Fig. 1: Proposed Methodology Architecture
Introduction
Topical news classification involves categorizing news articles into thematic classes. A key aspect of this task is single-label news classification, which has seen various solutions using standard text features and deep learning techniques. However, these methods often have huge variations in results across different languages and datasets, and applications limiting their generalized use.
Recently, the BERT language model has emerged as a promising approach capable of achieving high-quality results across various semantic text processing tasks, including news classification. BERT has demonstrated its effectiveness in analyzing English news across diverse datasets. While much attention has been given to BERT’s performance in English news analysis, there is still a need for further enhancing its capabilities across different datasets and tasks.
The paper follows a structured approach. In Section I, we look into the current literature on topical classification, exploring methodologies employing BERT alongside other prevalent text features. Section II outlines our research methodology, the tailored text dataset, feature extraction techniques, and experimental design.
In Section III, we present the outcomes of the experiments conducted with varied text models.
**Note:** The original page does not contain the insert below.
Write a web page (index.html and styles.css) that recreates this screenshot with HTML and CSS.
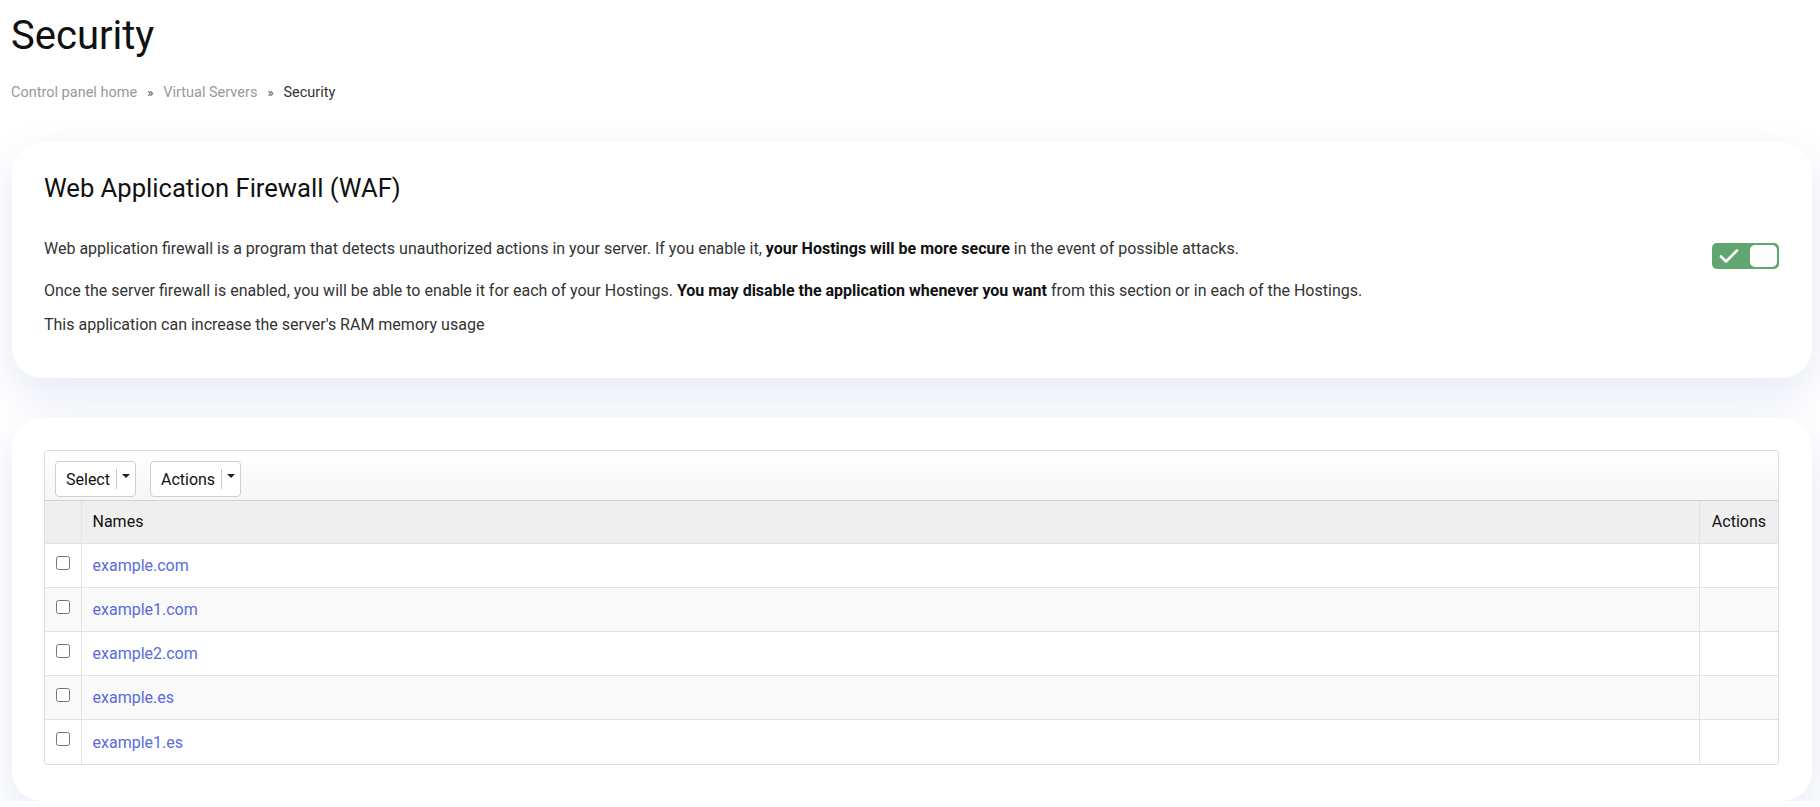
FILE: index.html
```html
<!DOCTYPE html>
<html lang="en">
<head>
<meta charset="utf-8">
<title>Security</title>
<link rel="stylesheet" href="styles.css">
</head>
<body>
<div class="page">
  <h1 class="page-title">Security</h1>
  <nav class="breadcrumb">
    <a class="crumb-link" href="#">Control panel home</a>
    <span class="sep">»</span>
    <a class="crumb-link" href="#">Virtual Servers</a>
    <span class="sep">»</span>
    <span class="crumb-current">Security</span>
  </nav>

  <section class="card waf-card">
    <h2 class="card-title">Web Application Firewall (WAF)</h2>
    <div class="waf-row">
      <p class="waf-text">Web application firewall is a program that detects unauthorized actions in your server. If you enable it, <strong>your Hostings will be more secure</strong> in the event of possible attacks.</p>
      <span class="toggle" role="switch" aria-checked="true">
        <svg class="toggle-check" width="20" height="16" viewBox="0 0 20 16"><path d="M2 8.5 L7 13.5 L18 2.5" fill="none" stroke="#fff" stroke-width="2.6" stroke-linecap="round" stroke-linejoin="round"/></svg>
        <span class="toggle-knob"></span>
      </span>
    </div>
    <p class="waf-text waf-p2">Once the server firewall is enabled, you will be able to enable it for each of your Hostings. <strong>You may disable the application whenever you want</strong> from this section or in each of the Hostings.</p>
    <p class="waf-text">This application can increase the server's RAM memory usage</p>
  </section>

  <section class="card list-card">
    <div class="grid">
      <div class="toolbar">
        <button class="dd-btn"><span class="dd-label">Select</span><span class="dd-div"></span><span class="dd-caret"></span></button>
        <button class="dd-btn"><span class="dd-label">Actions</span><span class="dd-div"></span><span class="dd-caret"></span></button>
      </div>
      <table class="data-table">
        <thead>
          <tr><th class="col-check"></th><th class="col-name">Names</th><th class="col-actions">Actions</th></tr>
        </thead>
        <tbody>
          <tr><td class="col-check"><input type="checkbox"></td><td class="col-name"><a class="row-link" href="#">example.com</a></td><td class="col-actions"></td></tr>
          <tr><td class="col-check"><input type="checkbox"></td><td class="col-name"><a class="row-link" href="#">example1.com</a></td><td class="col-actions"></td></tr>
          <tr><td class="col-check"><input type="checkbox"></td><td class="col-name"><a class="row-link" href="#">example2.com</a></td><td class="col-actions"></td></tr>
          <tr><td class="col-check"><input type="checkbox"></td><td class="col-name"><a class="row-link" href="#">example.es</a></td><td class="col-actions"></td></tr>
          <tr><td class="col-check"><input type="checkbox"></td><td class="col-name"><a class="row-link" href="#">example1.es</a></td><td class="col-actions"></td></tr>
        </tbody>
      </table>
    </div>
  </section>
</div>
</body>
</html>
```

FILE: styles.css
```css
* { box-sizing: border-box; }
html, body { margin: 0; padding: 0; }
body {
  background: #ffffff;
  font-family: Roboto, "Liberation Sans", Arial, sans-serif;
  color: #333;
  overflow: hidden;
}
.page {
  padding: 12px 8px 0 11px;
}
.page-title {
  margin: 0;
  font-size: 40px;
  line-height: 48px;
  font-weight: 400;
  color: #111;
}
.breadcrumb {
  margin-top: 23px;
  display: flex;
  align-items: center;
  font-size: 14.5px;
  line-height: 20px;
}
.crumb-link { color: #999; text-decoration: none; }
.crumb-current { color: #333; }
.sep { color: #444; padding: 0 10px; font-size: 13px; }

.card {
  background: #fff;
  border-radius: 30px;
  margin-left: 1px;
  box-shadow: 0 16px 44px rgba(70, 100, 190, 0.14);
}
.waf-card {
  margin-top: 39px;
  padding: 31px 33px 41px 32px;
}
.card-title {
  margin: 0 0 34px;
  font-size: 25.6px;
  line-height: 30px;
  font-weight: 400;
  color: #111;
}
.waf-row {
  display: flex;
  align-items: flex-start;
  justify-content: space-between;
  margin-bottom: 10px;
}
.waf-text {
  margin: 0;
  font-size: 16px;
  line-height: 24px;
  color: #333;
}
.waf-text strong { color: #111; font-weight: 700; }
.waf-p2 { margin-bottom: 10px; }

.toggle {
  flex: none;
  margin-top: 6px;
  width: 67px;
  height: 26px;
  border-radius: 5px;
  background: #60a66e;
  display: flex;
  align-items: center;
  justify-content: space-between;
  padding: 0 2px 0 7px;
}
.toggle-check { display: block; }
.toggle-knob {
  width: 27px;
  height: 22px;
  background: #fff;
  border-radius: 5px;
}

.list-card {
  margin-top: 40px;
  padding: 32px 33px 36px 32px;
}
.grid {
  border: 1px solid #dcdde2;
  border-radius: 3px;
  overflow: hidden;
}
.toolbar {
  height: 50px;
  padding: 10px 10px 0;
  display: flex;
  gap: 14px;
  background: linear-gradient(#ffffff, #f6f6f6);
  border-bottom: 1px solid #d2d2d2;
}
.dd-btn {
  height: 36px;
  display: flex;
  align-items: center;
  padding: 0 5px 0 10px;
  background: #fff;
  border: 1px solid #cfcfcf;
  border-radius: 4px;
  font-family: Roboto, "Liberation Sans", Arial, sans-serif;
  font-size: 16px;
  color: #111;
}
.dd-div {
  width: 1px;
  height: 20px;
  background: #c8c8c8;
  margin: 0 5px 0 6px;
}
.dd-caret {
  width: 0;
  height: 0;
  border-left: 4px solid transparent;
  border-right: 4px solid transparent;
  border-top: 4px solid #222;
  margin-top: -7px;
}

.data-table {
  width: 100%;
  border-collapse: collapse;
  font-size: 16px;
}
.data-table th, .data-table td {
  border: 1px solid #e3e3e3;
  padding: 0 11px;
  text-align: left;
}
.data-table tr > :first-child { border-left: 0; }
.data-table tr > :last-child { border-right: 0; }
.data-table thead th {
  border-top: 0;
  height: 42px;
  background: #efefef;
  font-weight: 400;
  color: #111;
}
.data-table tbody td { height: 44.2px; }
.data-table tbody tr:last-child td { border-bottom: 0; }
.data-table tbody tr:nth-child(even) td { background: #f9f9f9; }
.data-table .col-check { width: 36px; padding: 0; vertical-align: top; }
.col-check input { width: 14px; height: 14px; display: block; margin: 12px 0 0 11px; }
.data-table .col-actions { width: 1%; white-space: nowrap; padding: 0 12px; }
.row-link { color: #5a6be0; text-decoration: none; }
```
Finally, in Section IV the comparative results across the proposed and existing models summarize the key findings of our study and suggest avenues for future exploration.
Related Work
News classification, a fundamental task in Natural Language Processing (NLP), involves assigning labels or classes to text based on its content.It begins with a dataset where class assignments are known, and the aim is to correctly predict the target class (i.e., category) for each news item. Unlike regular texts, news articles are continuously generated, making their categorization challenging. However, this classification facilitates easier access and navigation through a diverse range of articles in real time for users. Machine learning is the primary approach for implementing news classification, with supervised learning models such as Naïve Bayes Classifier, K-Nearest Neighbors, and Support Vector Machines being commonly utilized. While these methods offer basic accuracy, the complexity arises when a news article may belong to more than one category, necessitating careful consideration. Techniques like Hierarchical Multilabel Classification, Semi-supervised learning, Bayesian Networks, and clustering algorithms have been employed to address such challenges.
Comparison with Models
BERT, ALBERT, and DistilBERT are among the latest advancements in pre-trained language models, pioneered by researchers at Google and Hugging Face, respectively. (Devlin et al., 2018, Lan et al., 2020, Sanh et al., 2019).
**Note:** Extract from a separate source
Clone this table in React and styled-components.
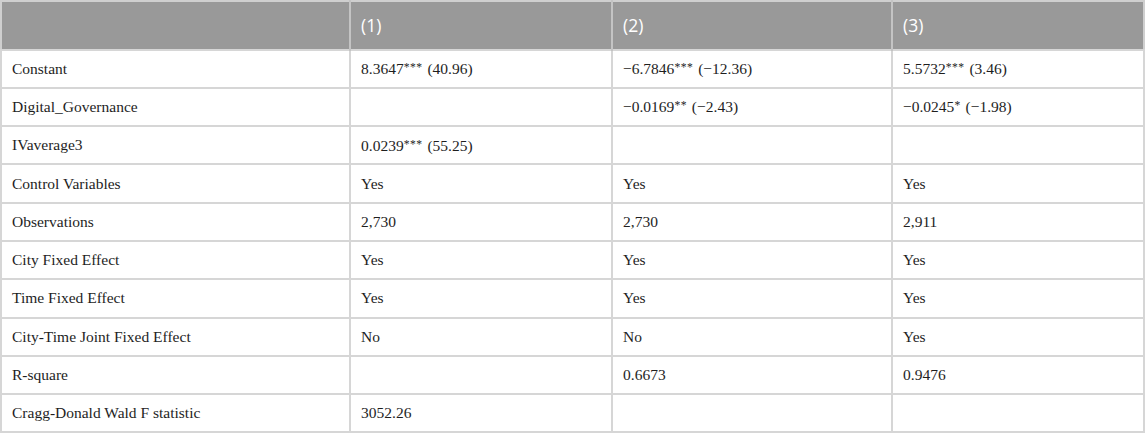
import styled, { createGlobalStyle } from "styled-components";

const GlobalStyle = createGlobalStyle`
  body {
    margin: 0;
    background: #fff;
  }
`;

const rows = [
  ["Constant", "8.3647*** (40.96)", "\u22126.7846*** (\u221212.36)", "5.5732*** (3.46)"],
  ["Digital_Governance", "", "\u22120.0169** (\u22122.43)", "\u22120.0245* (\u22121.98)"],
  ["IVaverage3", "0.0239*** (55.25)", "", ""],
  ["Control Variables", "Yes", "Yes", "Yes"],
  ["Observations", "2,730", "2,730", "2,911"],
  ["City Fixed Effect", "Yes", "Yes", "Yes"],
  ["Time Fixed Effect", "Yes", "Yes", "Yes"],
  ["City-Time Joint Fixed Effect", "No", "No", "Yes"],
  ["R-square", "", "0.6673", "0.9476"],
  ["Cragg-Donald Wald F statistic", "3052.26", "", ""],
];

const App = () => {
  return (
    <>
      <GlobalStyle />
      <Table>
        <colgroup>
          <col style={{ width: 349 }} />
          <col style={{ width: 262 }} />
          <col style={{ width: 280 }} />
          <col />
        </colgroup>
        <thead>
          <HeadRow>
            <Head></Head>
            <Head>(1)</Head>
            <Head>(2)</Head>
            <Head>(3)</Head>
          </HeadRow>
        </thead>
        <tbody>
          {rows.map((r) => (
            <Row key={r[0]}>
              {r.map((c, i) => (
                <Cell key={i}>{renderStars(c)}</Cell>
              ))}
            </Row>
          ))}
        </tbody>
      </Table>
    </>
  );
};

// stars sit a bit higher and smaller, like in the source
const renderStars = (text) => {
  const m = text.match(/^([^*]+)(\*+)(.*)$/);
  if (!m) return text;
  return (
    <>
      {m[1]}
      <Stars>{m[2]}</Stars>
      {m[3]}
    </>
  );
};

const Table = styled.table`
  width: 1145px;
  border-collapse: collapse;
  table-layout: fixed;
  border: 2px solid #cfcfcf;
`;

const HeadRow = styled.tr`
  height: 48.5px;
`;

const Row = styled.tr`
  height: 38.3px;
`;

const Head = styled.th`
  padding: 0 10px;
  background: #999999;
  color: #fff;
  font-family: "Open Sans", "Noto Sans", sans-serif;
  font-size: 17.5px;
  font-weight: 400;
  text-align: left;
  border-left: 2px solid #c4c4c4;
  &:first-child {
    border-left: none;
  }
`;

const Cell = styled.td`
  padding: 0 10px;
  color: #1e1e1e;
  font-family: "Liberation Serif", "Times New Roman", serif;
  font-size: 15.5px;
  line-height: 18px;
  text-align: left;
  white-space: nowrap;
  border: 2px solid #d6d6d6;
`;

const Stars = styled.span`
  font-size: 0.75em;
  vertical-align: 0.3em;
  letter-spacing: 0.5px;
  margin-right: 1px;
`;

export default App;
BERT, introduced by Devlin et al. (2018), revolutionized the field with its bidirectional contextualized embeddings, allowing it to capture deeper semantic understanding. ALBERT, proposed by Lan et al. (2020), builds upon BERT’s success by implementing parameter-efficient model architecture improvements, resulting in faster training and smaller memory footprint. DistilBERT, as presented by Sanh et al. (2019), distills BERT’s knowledge into a smaller model size by using a teacher-student framework, achieving significant reduction in computational resources while maintaining competitive performance.
Fig. 2: Validation Loss and Accuracy
Fig. 3: Precision
Fig. 4: Recall
Fig. 5: F1 Score
We conducted comparative evaluations using BERT, ALBERT, and DistilBERT, along with SWIFT, on a standard news classification dataset. Despite the advancements in these pre-trained models, SWIFT outperforms them significantly in news classification tasks.
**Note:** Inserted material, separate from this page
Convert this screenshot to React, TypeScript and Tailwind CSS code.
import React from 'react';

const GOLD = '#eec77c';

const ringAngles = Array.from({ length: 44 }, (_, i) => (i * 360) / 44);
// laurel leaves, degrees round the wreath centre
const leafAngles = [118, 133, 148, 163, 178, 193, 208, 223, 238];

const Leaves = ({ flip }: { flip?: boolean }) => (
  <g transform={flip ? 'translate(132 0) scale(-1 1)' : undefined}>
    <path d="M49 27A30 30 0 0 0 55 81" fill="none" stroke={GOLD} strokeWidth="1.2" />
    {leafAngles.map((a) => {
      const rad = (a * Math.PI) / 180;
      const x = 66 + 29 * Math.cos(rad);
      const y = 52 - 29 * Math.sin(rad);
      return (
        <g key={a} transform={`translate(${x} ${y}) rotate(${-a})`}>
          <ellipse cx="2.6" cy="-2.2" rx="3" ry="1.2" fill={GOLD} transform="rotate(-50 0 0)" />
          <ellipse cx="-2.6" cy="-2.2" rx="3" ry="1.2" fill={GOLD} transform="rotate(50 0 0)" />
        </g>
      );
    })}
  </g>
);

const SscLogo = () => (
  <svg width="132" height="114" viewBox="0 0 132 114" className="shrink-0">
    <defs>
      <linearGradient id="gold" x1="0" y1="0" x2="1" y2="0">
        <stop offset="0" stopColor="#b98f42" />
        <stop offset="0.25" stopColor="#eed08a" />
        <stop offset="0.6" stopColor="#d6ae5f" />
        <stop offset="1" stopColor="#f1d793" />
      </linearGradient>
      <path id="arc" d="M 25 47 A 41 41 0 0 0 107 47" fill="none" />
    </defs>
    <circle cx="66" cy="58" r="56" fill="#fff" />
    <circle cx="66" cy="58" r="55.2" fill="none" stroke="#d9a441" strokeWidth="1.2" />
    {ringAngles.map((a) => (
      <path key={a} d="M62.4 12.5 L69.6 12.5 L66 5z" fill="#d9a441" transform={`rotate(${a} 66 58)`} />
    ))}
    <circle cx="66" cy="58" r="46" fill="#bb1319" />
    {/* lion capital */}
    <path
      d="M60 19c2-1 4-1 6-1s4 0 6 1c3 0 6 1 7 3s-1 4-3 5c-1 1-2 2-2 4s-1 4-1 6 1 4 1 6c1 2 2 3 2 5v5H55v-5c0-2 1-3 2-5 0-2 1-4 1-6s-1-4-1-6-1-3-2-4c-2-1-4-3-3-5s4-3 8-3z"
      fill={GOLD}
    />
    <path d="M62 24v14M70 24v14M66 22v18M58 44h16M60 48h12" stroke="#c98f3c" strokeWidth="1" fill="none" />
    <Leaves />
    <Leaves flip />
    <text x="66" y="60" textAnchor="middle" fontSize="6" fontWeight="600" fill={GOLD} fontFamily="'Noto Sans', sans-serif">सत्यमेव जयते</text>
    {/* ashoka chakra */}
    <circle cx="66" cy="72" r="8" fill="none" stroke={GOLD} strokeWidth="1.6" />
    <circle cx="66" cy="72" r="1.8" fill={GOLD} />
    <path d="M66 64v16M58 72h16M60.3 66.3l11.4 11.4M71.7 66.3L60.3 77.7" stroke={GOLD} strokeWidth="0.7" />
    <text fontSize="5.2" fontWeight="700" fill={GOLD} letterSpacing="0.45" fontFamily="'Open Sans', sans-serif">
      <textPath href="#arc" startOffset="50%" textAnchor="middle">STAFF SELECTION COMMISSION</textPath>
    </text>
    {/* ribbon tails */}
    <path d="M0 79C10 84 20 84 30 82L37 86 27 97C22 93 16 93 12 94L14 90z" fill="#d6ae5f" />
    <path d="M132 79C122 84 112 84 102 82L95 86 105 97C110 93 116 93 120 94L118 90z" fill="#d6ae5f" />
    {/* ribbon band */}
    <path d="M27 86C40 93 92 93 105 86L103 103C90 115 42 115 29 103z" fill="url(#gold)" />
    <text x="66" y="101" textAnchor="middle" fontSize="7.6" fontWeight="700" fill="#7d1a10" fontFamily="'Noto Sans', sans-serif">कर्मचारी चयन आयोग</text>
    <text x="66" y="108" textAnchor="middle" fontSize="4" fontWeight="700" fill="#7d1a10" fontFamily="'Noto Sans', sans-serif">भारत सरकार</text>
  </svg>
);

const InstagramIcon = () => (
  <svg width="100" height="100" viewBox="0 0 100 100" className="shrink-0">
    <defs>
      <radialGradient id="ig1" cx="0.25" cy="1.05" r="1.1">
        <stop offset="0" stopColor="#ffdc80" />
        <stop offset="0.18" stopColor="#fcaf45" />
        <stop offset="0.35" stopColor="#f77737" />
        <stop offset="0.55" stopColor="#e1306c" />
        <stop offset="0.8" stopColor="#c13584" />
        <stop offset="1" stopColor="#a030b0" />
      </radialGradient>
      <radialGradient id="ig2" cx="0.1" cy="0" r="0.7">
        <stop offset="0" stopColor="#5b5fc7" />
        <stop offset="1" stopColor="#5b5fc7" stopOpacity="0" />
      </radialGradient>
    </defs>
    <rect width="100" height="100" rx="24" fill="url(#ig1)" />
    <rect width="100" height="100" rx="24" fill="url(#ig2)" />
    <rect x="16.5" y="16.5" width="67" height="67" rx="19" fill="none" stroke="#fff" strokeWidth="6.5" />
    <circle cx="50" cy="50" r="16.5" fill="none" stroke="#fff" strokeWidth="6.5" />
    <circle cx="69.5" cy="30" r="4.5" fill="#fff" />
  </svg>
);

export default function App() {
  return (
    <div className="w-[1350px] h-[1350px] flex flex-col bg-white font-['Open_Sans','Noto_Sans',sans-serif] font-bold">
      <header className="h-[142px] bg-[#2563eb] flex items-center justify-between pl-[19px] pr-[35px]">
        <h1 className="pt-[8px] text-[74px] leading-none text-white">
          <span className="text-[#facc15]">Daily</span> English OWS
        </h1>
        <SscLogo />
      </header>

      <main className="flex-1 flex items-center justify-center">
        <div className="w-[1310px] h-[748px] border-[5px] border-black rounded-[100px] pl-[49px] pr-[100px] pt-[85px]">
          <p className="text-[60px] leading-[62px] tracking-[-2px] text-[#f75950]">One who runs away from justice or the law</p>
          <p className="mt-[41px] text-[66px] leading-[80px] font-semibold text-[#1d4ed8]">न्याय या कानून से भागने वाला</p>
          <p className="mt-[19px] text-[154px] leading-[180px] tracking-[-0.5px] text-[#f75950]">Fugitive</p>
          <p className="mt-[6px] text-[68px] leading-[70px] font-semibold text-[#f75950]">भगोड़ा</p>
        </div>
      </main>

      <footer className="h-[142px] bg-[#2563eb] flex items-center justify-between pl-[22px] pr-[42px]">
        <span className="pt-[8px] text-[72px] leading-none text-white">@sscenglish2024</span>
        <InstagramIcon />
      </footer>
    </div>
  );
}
Classifier | Authors | Accuracy | Val. Loss | Recall | Precision | F1 Score |
---|---|---|---|---|---|---|
BERT | Devlin et al. (2018) | 88.73% | 0.6 | 56.9 | 57.1 | 56.3 |
ALBERT | Lan et al. (2020) | 92.23% | 0.3 | 96.1 | 95.4 | 95.7 |
DistilBERT | Sanh et al. (2019) | 94.23% | 0.4 | 94.3 | 93.9 | 94.0 |
SWIFT | - | 96.19% | 0.2 | 98.9 | 98.5 | 98.6 |
Fig. 6: Precision Comparative Graph
Fig. 7: Recall Comparative Graph
Fig. 8: F1 Score Comparative Graph
Fig. 9: Accuracy Comparative Graph
Discussion
SWIFT manages to perform exceedingly well on the combined dataset. This will be useful for English News Classification and Semantic Understanding. Approaches used in this paper can also be selectively employed in other areas where Text Classifications come in handy. With the advent of artificial intelligence as it has in the past few years, there is truly very little that cannot be achieved.
Conclusion and Future Work
Text Classification is a significant problem in Deep Learning (Yang et al., 2022), further extending to Natural Language Processing, Semantic Understanding and Large Language Models. SWIFT succeeds in overcoming many obstacles such as Semantic understanding, increased accuracy and quantization through a streamlined approach. Converting the problem to an autoregressive approach, it is followed by bidirectional context and dependency identification as features. These are further used to determine loss, accuracy, recall, precision and F1 scores. SWIFT, therefore, achieves a standout 96.19% and 0.2% Accuracy and validation Loss.
While SWIFT successfully implements a novel approach in News Classification, there will be a need for hyperparameter tuning when it is applied on different single or multi-language datasets. The final merged dataset will require fine-tuning in the model architecture as well because datasets with generally more parameters per topic will require some downsizing of the structure to make SWIFT computationally more viable on larger datasets.